A look at Wake Forest’s Tournament Chances after a rough start to 2017-18

Wake Forest and Danny Manning may have righted the ship, posting three victories in a row after Thanksgiving. But the question is: Did the first week of the season doom the Deacons to missing the NCAA Tournament?

Since the season is more than four months long, it’s difficult to believe that three games in the first week may make that kind of difference; however, disastrous losses to Georgia Southern, Liberty and Drake could put the Deacons in a position they won’t be able to escape.

ESPN’s version of the RPI has Wake Forest at 149 and ahead of only Pitt in the ACC, although other ratings are more sympathetic. ESPN’s BPI has Wake at 89 (also putting them ahead of Georgia Tech and Boston College), and Ken Pomeroy has WFU at 73 (also ahead of N.C. State).

The Deacons may have found their way past the loss to Georgia Southern, and the later one to Houston — as both are ranked in the top 100 by KenPom. But it’s a different story with the losses to Drake (192 Pomeroy, 198 ESPN RPI) and Liberty (165 Pomeroy, 263 ESPN RPI).

The losses not only make it more difficult for Wake Forest to reach a victory total that the NCAA committee will consider, but also gives them two terrible losses when they’re compared with other teams.

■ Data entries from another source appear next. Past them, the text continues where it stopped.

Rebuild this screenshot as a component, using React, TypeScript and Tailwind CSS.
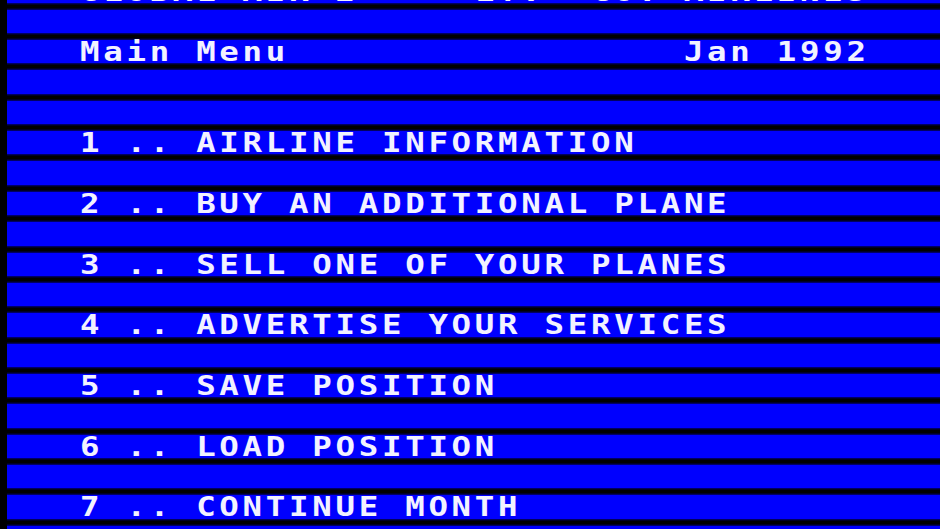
const rows: string[] = [
  "GLOBAL AIR 2     LT.  CO. AIRLINES",
  "",
  "Main Menu                 Jan 1992",
  "",
  "",
  "1 .. AIRLINE INFORMATION",
  "",
  "2 .. BUY AN ADDITIONAL PLANE",
  "",
  "3 .. SELL ONE OF YOUR PLANES",
  "",
  "4 .. ADVERTISE YOUR SERVICES",
  "",
  "5 .. SAVE POSITION",
  "",
  "6 .. LOAD POSITION",
  "",
  "7 .. CONTINUE MONTH",
  "",
];

export default function App() {
  return (
    <main className="flex h-[529px] w-[940px] overflow-hidden bg-black">
      <div className="w-[7px] shrink-0 bg-black" />
      <div className="flex flex-1 flex-col -mt-[20.6px]">
        {rows.map((text, i) => (
          <div key={i} className="flex flex-col shrink-0">
            <div className="flex h-[23.35px] items-center bg-[#0000fe] pl-[73px]">
              <span
                className="origin-left scale-x-[1.2] whitespace-pre text-[27px] font-bold leading-none tracking-[3.1px] text-[#f2f2ff]"
                style={{ fontFamily: '"DejaVu Sans Mono", monospace' }}
              >
                {text}
              </span>
            </div>
            <div className="h-[7px] bg-[linear-gradient(#000080,#000_30%,#000_70%,#000080)]" />
          </div>
        ))}
      </div>
    </main>
  );
}
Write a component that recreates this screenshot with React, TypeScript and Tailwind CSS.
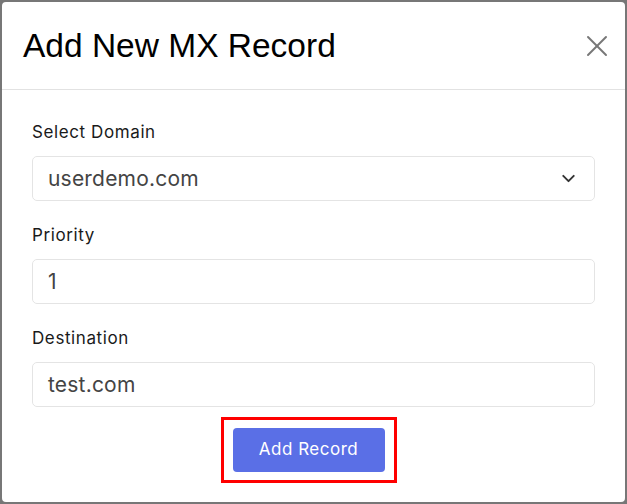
import { ChevronDown, X } from 'lucide-react';

function Field({ label, children }: { label: string; children: React.ReactNode }) {
  return (
    <div className="flex flex-col gap-[12px]">
      <label className="text-[17px] leading-[24px] tracking-[0.6px] text-[#1a1a1a]">{label}</label>
      {children}
    </div>
  );
}

export default function App() {
  return (
    <div className="w-[627px] h-[504px] bg-[#777777]" style={{ fontFamily: 'Inter, "Noto Sans", sans-serif' }}>
      <div className="w-full h-full border-2 border-[#777777] rounded-[6px] bg-white overflow-hidden flex flex-col">
        {/* Header */}
        <div className="h-[88px] shrink-0 flex items-center justify-between pl-[21px] pr-[10px] border-b border-[#e2e2e2]">
          <h1 className="text-[33.5px] leading-none text-black" style={{ fontFamily: '"Liberation Sans", Arial, sans-serif' }}>
            Add New MX Record
          </h1>
          <X size={36} strokeWidth={1.3} className="text-[#777777]" />
        </div>

        {/* Body */}
        <div className="px-[30px] pt-[30px] flex flex-col gap-[22px]">
          <Field label="Select Domain">
            <div className="h-[45px] border border-[#e4e4e4] rounded-[5px] flex items-center justify-between pl-[15px] pr-[15px]">
              <span className="text-[21px] tracking-[0.2px] text-[#444444]">userdemo.com</span>
              <ChevronDown size={21} strokeWidth={2.2} className="text-[#333333]" />
            </div>
          </Field>
          <Field label="Priority">
            <div className="h-[45px] border border-[#e4e4e4] rounded-[5px] flex items-center pl-[15px]">
              <span className="text-[21px] tracking-[0.2px] text-[#444444]">1</span>
            </div>
          </Field>
          <Field label="Destination">
            <div className="h-[45px] border border-[#e4e4e4] rounded-[5px] flex items-center pl-[15px]">
              <span className="text-[21px] tracking-[0.2px] text-[#444444]">test.com</span>
            </div>
          </Field>
        </div>

        <div className="flex justify-center mt-[10px] pr-[10px]">
          <div className="border-[3px] border-[#ff0000] px-[9px] py-[8px]">
            <button className="w-[152px] h-[44px] rounded-[4px] bg-[#5a6fe6] text-white text-[17px] tracking-[0.5px]">
              Add Record
            </button>
          </div>
        </div>
      </div>
    </div>
  );
}
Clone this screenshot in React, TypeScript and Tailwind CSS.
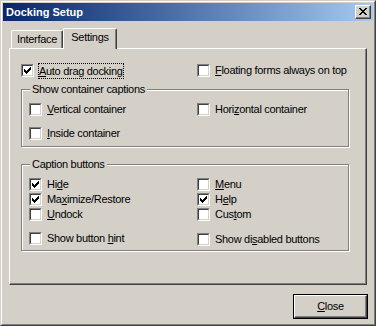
import type { ReactNode } from 'react'

const FACE = 'bg-[#d4d0c8]'

function CheckMark() {
  return (
    <svg className="block ml-[1px] mt-[1px]" width="7" height="7" viewBox="0 0 7 7" shapeRendering="crispEdges">
      <path
        fill="#000"
        d="M6 0h1v1h-1z M5 1h2v1h-2z M0 2h1v1h-1z M4 2h3v1h-3z M0 3h2v1h-2z M3 3h3v1h-3z M0 4h5v1h-5z M1 5h3v1h-3z M2 6h1v1h-1z"
      />
    </svg>
  )
}

function Box({ checked }: { checked?: boolean }) {
  return (
    <div className="w-[13px] h-[13px] shrink-0 border border-t-[#808080] border-l-[#808080] border-b-white border-r-white">
      <div className="w-full h-full bg-white border border-t-[#404040] border-l-[#404040] border-b-[#d4d0c8] border-r-[#d4d0c8]">
        {checked && <CheckMark />}
      </div>
    </div>
  )
}

function CheckItem({ checked, children, className = '' }: { checked?: boolean; children: ReactNode; className?: string }) {
  return (
    <div className={`flex items-center h-[13px] gap-[5px] ${className}`}>
      <Box checked={checked} />
      <span className="leading-[13px] whitespace-nowrap">{children}</span>
    </div>
  )
}

function Group({ title, children, className = '' }: { title: string; children: ReactNode; className?: string }) {
  return (
    <div
      className={`ml-[11px] w-[328px] border border-[#808080] shadow-[inset_1px_1px_0_#ffffff,1px_1px_0_#ffffff] ${className}`}
    >
      <div className={`-mt-[7px] ml-[8px] px-[2px] w-fit h-[13px] leading-[13px] ${FACE}`}>{title}</div>
      {children}
    </div>
  )
}

export default function App() {
  return (
    <div
      className={`w-[376px] h-[326px] ${FACE} border border-t-[#d4d0c8] border-l-[#d4d0c8] border-b-[#404040] border-r-[#404040] text-black text-[11px] tracking-[-0.3px] font-['Liberation_Sans',Arial,sans-serif]`}
    >
      <div className="h-full p-[1px] flex flex-col border border-t-white border-l-white border-b-[#808080] border-r-[#808080]">
        {/* Title bar */}
        <div className="h-[18px] shrink-0 flex items-center pl-[3px] pr-[2px] bg-linear-to-r from-[#0a246a] to-[#a6caf0]">
          <span className="flex-1 font-bold text-white leading-[18px] tracking-normal">Docking Setup</span>
          <div className={`w-[16px] h-[14px] flex items-center justify-center ${FACE} border border-t-white border-l-white border-b-[#404040] border-r-[#404040] shadow-[inset_-1px_-1px_0_#808080]`}>
            <svg className="block -mt-[1px]" width="8" height="7" viewBox="0 0 8 7" shapeRendering="crispEdges">
              <path
                fill="#000"
                d="M0 0h2v1h-2z M6 0h2v1h-2z M1 1h2v1h-2z M5 1h2v1h-2z M2 2h4v1h-4z M3 3h2v1h-2z M2 4h4v1h-4z M1 5h2v1h-2z M5 5h2v1h-2z M0 6h2v1h-2z M6 6h2v1h-2z"
              />
            </svg>
          </div>
        </div>

        {/* Tabs */}
        <div className="mt-[7px] h-[20px] shrink-0 flex items-end pl-[8px]">
          <div className="w-[52px] h-[18px] pt-[2px] text-center leading-[13px] border-t border-l border-r border-t-white border-l-white border-r-[#404040] shadow-[inset_-1px_0_0_#808080] rounded-tl-[2px] rounded-tr-[2px]">
            Interface
          </div>
          <div className={`relative z-10 w-[54px] h-[21px] -mb-[1px] pt-[2px] text-center leading-[13px] ${FACE} border-t border-l border-r border-t-white border-l-white border-r-[#404040] shadow-[inset_-1px_0_0_#808080] rounded-tl-[2px] rounded-tr-[2px]`}>
            Settings
          </div>
        </div>

        {/* Panel */}
        <div className="ml-[6px] w-[358px] h-[237px] shrink-0 pt-[15px] border border-t-white border-l-white border-b-[#404040] border-r-[#404040] shadow-[inset_-1px_-1px_0_#808080]">
          <div className="grid grid-cols-[176px_1fr] pl-[11px] h-[13px]">
            <div className="flex items-center h-[13px] gap-[4px]">
              <Box checked />
              <span className="h-[16px] leading-[14px] border border-dotted border-black whitespace-nowrap">
                <u>A</u>uto drag docking
              </span>
            </div>
            <CheckItem>
              <u>F</u>loating forms always on top
            </CheckItem>
          </div>

          <Group title="Show container captions" className="mt-[12px] pb-[6px]">
            <div className="grid grid-cols-[168px_1fr] pl-[7px] mt-[7px]">
              <CheckItem>
                <u>V</u>ertical container
              </CheckItem>
              <CheckItem>
                Hori<u>z</u>ontal container
              </CheckItem>
            </div>
            <div className="pl-[7px] mt-[11px]">
              <CheckItem>
                <u>I</u>nside container
              </CheckItem>
            </div>
          </Group>

          <Group title="Caption buttons" className="mt-[17px] pb-[4px]">
            <div className="grid grid-cols-[168px_1fr] gap-y-[2px] pl-[7px] mt-[7px]">
              <CheckItem checked>
                Hi<u>d</u>e
              </CheckItem>
              <CheckItem>
                <u>M</u>enu
              </CheckItem>
              <CheckItem checked>
                Ma<u>x</u>imize/Restore
              </CheckItem>
              <CheckItem checked>
                H<u>e</u>lp
              </CheckItem>
              <CheckItem>
                <u>U</u>ndock
              </CheckItem>
              <CheckItem>
                Cus<u>t</u>om
              </CheckItem>
            </div>
            <div className="grid grid-cols-[168px_1fr] items-start pl-[7px] mt-[11px]">
              <CheckItem>
                Show button <u>h</u>int
              </CheckItem>
              <CheckItem className="mt-[1px]">
                Show di<u>s</u>abled buttons
              </CheckItem>
            </div>
          </Group>
        </div>

        {/* Footer */}
        <div className="flex justify-end mt-[9px] pr-[5px]">
          <div className="w-[75px] h-[25px] border border-black">
            <div className="h-full flex items-center justify-center border border-t-white border-l-white border-b-[#404040] border-r-[#404040] shadow-[inset_-1px_-1px_0_#808080]">
              <span className="leading-[13px]">
                <u>C</u>lose
              </span>
            </div>
          </div>
        </div>
      </div>
    </div>
  )
}
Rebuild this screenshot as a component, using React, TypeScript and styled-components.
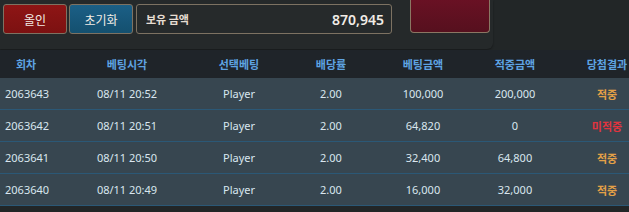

Let’s see if there’s a route to get the Deacons into the tournament:

  • Wake Forest needs to win its final four non-conference games. Three should be straightforward, if the Deacons truly are on track: Charlotte, Army and Coastal Carolina are all below 150 in Pomeroy’s ranking. The test will be a home game against Tennessee on Dec. 23. Tennessee is 24th in Pomeroy’s ranking and already has beaten three ACC teams: Clemson, N.C. State and Georgia Tech. Its only loss is to a top-five Villanova team. This is the Deacons’ final chance to make a statement against a non-ACC team.
  • That puts Wake Forest at 8-4 with one signature win. A loss to Tennessee would leave the Deacons at 7-5, and in need of a stellar ACC season. Looking at the past five seasons, it appears the Deacons will need at least 19 wins and a .500 record in the ACC. Let’s assume Wake wins one ACC Tournament game. Obviously, a 9-9 record would leave it a game short of 19 wins, so it looks like a 10-win conference season will be needed.
  • Let’s say the Deacons win four of six against the four teams ranked below them by Pomeroy. Unfortunately for Wake Forest, four of those six will be on the road, making that task even more difficult. Wake is home-and-home against N.C. State and Georgia Tech (including the season-ender) and plays B.C. and Pitt on the road. The Deacons still need to find six more ACC wins.
  • Wake Forest plays seven home games: Syracuse, Virginia, Virginia Tech, Duke, Florida State, Clemson and Notre Dame. All are ranked in the top 58 by Pomeroy — with Duke, Virginia and Notre Dame in the top 16. Let’s give the Deacons three wins in these games. They need three more wins.
  • The rest of Wake Forest’s road games will be a struggle, and road conference games are already a problem area for the program. Wake hasn’t won more than two road ACC games in a season since 2008-09. The Deacons travel to UNC, Duke, Louisville, Miami and Syracuse. All but Syracuse are in Pomeroy’s top 25. Right now, even being optimistic, it would be difficult to see more than two wins in that group.

So even in our reasonably favorable scenario, the Deacons are at least a win short. Can Manning find more wins? Sure, Wake Forest could win all six against the teams ranked below them, for instance, or win one or two more of their home games.

So there’s a path. But it’s not too clear, and it has absolutely no margin for error. In the difficult ACC, Manning and the Deacons already could be playing for an NIT berth.